Sonoco is prominently involved in the UK Government’s EPR consultation process and continues to engage with officials and wider industry stakeholders to scrutinise the detail of the legislation and to help shape a vision for the future.
The company’s white paper on the topic, first published in 2022, remains a hugely valuable resource, analysing what it really means to be a responsible producer. The paper examines the multiple ways in which the UK could improve its packaging recycling rates, going far beyond the scope of the proposed extended producer responsibility (EPR) legislation. The Government had set firm deadlines of 1st October 2023 and 1st April 2024 for large and small packaging producers respectively to enrol and submit data approaches. Though a recent Regulatory Position Statement (RPS) confirms that no legal enforcements will be taken for businesses registered in England and Scotland as long as the data is submitted by 31st May 2024, companies are still being encouraged to stick to the original deadlines where possible.
“Though the UK Government has recently pushed back its first hard deadline for large packing producers to enrol and submit data approaches, it’s vital that the industry as a whole maintains full engagement and awareness,” says Francesco Giannolo, Vice President and General Manager at Sonoco Consumer Products Europe. “Our aim right throughout this process has been to encourage as many stakeholders as possible to inform and involve themselves in the process, as we work towards the vision we all share – a vision of a more sustainable future for the packaging industry. Our white paper was a crucial part of this strategy, and it remains a valuable educational resource for the industry.”
The UK Government’s proposed EPR legislation seeks to boost recycling rates in the UK, and to reduce the amount of waste going to landfill for incineration. Through its white paper, Sonoco offers a background into the current recycling landscape in the UK – and addresses some of the challenges and trends, including a ‘postcode lottery’ and complete lack of consistency around the country when with recycling processes and accepted materials.
The subject of waste exports is addressed – including the worrying lack of accountability for how this waste is disposed of, and the fact that it is becoming increasingly difficult to find export destinations which will accept it. The environmental impact of food waste is also explored – from barrier films to preserve shelf life, to emptiability to ensure minimal food waste is disposed with its packaging.

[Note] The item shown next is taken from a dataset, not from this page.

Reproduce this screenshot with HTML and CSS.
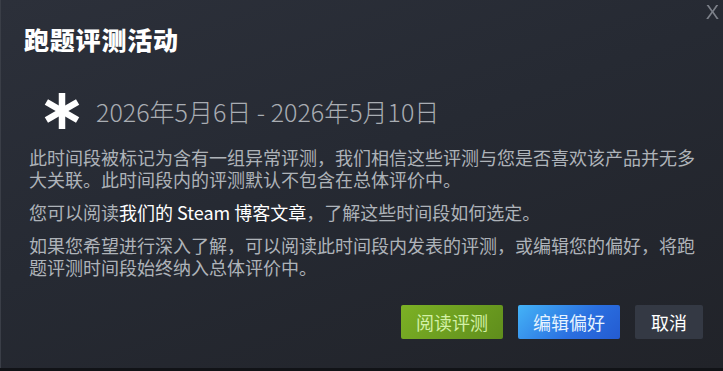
FILE: index.html
```html
<!DOCTYPE html>
<html lang="zh-CN">
<head>
<meta charset="utf-8">
<link rel="stylesheet" href="styles.css">
</head>
<body>
<div class="dialog">
  <div class="close">X</div>
  <h1 class="title">跑题评测活动</h1>
  <div class="range">
    <svg class="star" width="40" height="40" viewBox="0 0 40 40">
      <g stroke="#ffffff" stroke-width="6.5" stroke-linecap="butt">
        <line x1="20" y1="2" x2="20" y2="38"/>
        <line x1="4.4" y1="11" x2="35.6" y2="29"/>
        <line x1="4.4" y1="29" x2="35.6" y2="11"/>
      </g>
    </svg>
    <span class="dates">2026年5月6日 - 2026年5月10日</span>
  </div>
  <div class="body">
    <p>此时间段被标记为含有一组异常评测，我们相信这些评测与您是否喜欢该产品并无多大关联。此时间段内的评测默认不包含在总体评价中。</p>
    <p>您可以阅读<a class="link">我们的 Steam 博客文章</a>，了解这些时间段如何选定。</p>
    <p>如果您希望进行深入了解，可以阅读此时间段内发表的评测，或编辑您的偏好，将跑题评测时间段始终纳入总体评价中。</p>
  </div>
  <div class="actions">
    <button class="btn green">阅读评测</button>
    <button class="btn blue">编辑偏好</button>
    <button class="btn grey">取消</button>
  </div>
</div>
<div class="under"></div>
</body>
</html>
```
FILE: styles.css
```css
html, body {
  margin: 0;
  padding: 0;
  background: #15171b;
  overflow: hidden;
}
body {
  width: 723px;
  height: 371px;
  font-family: "Noto Sans CJK SC", "Noto Sans", sans-serif;
}
.dialog {
  position: relative;
  box-sizing: border-box;
  width: 723px;
  height: 368px;
  background: linear-gradient(160deg, #2c303a 0%, #262a33 45%, #212329 100%);
  border-left: 1px solid #3a3e47;
  padding: 22px 24px 0 23px;
  display: flex;
  flex-direction: column;
}
.close {
  position: absolute;
  top: 1px;
  right: 4px;
  font-family: "Liberation Sans", sans-serif;
  font-size: 20px;
  color: #7c8089;
  filter: blur(0.4px);
}
.title {
  margin: 0;
  font-size: 25px;
  font-weight: 900;
  line-height: 34px;
  color: #ffffff;
  letter-spacing: 0.8px;
}
.range {
  display: flex;
  align-items: center;
  margin-top: 35px;
  margin-left: 18px;
  height: 40px;
}
.star {
  display: block;
  margin-right: 14px;
}
.dates {
  font-size: 25px;
  font-weight: 300;
  color: #a9adb3;
  line-height: 30px;
}
.body {
  margin-top: 15px;
  padding-left: 5px;
  color: #aeb3b9;
  font-size: 18px;
  line-height: 22px;
}
.body p {
  margin: 0 0 11px 0;
}
.link {
  color: #ffffff;
}
.actions {
  display: flex;
  justify-content: flex-end;
  gap: 15px;
  margin-top: 16px;
}
.btn {
  height: 34px;
  border: none;
  border-radius: 2px;
  font-family: "Noto Sans CJK SC", sans-serif;
  font-size: 18px;
  padding: 0 15px;
  cursor: pointer;
}
.green {
  background: linear-gradient(135deg, #7cb125 0%, #5f8d1c 100%);
  color: #d3f0a6;
}
.blue {
  background: linear-gradient(135deg, #44b3f7 0%, #2a6fe0 60%, #245bd1 100%);
  color: #e6f3ff;
}
.grey {
  background: #343944;
  color: #ffffff;
  padding: 0 16px;
  margin-right: -4px;
}
.under {
  height: 3px;
  background: #111317;
}
```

Giannolo concludes, “We’re in complete agreement with the overall intent of the EPR legislation, but a degree of nuance and flexibility is crucial. To build a true picture of what a ‘responsible producer’ looks like, there is a lot more to consider than the type of packaging material they use. Creating recyclable packaging is important, but it is just one aspect of being responsible and sustainable. An EPR scheme that truly encourages responsible production should look at the full picture. With this paper we have set out what that full picture looks like.”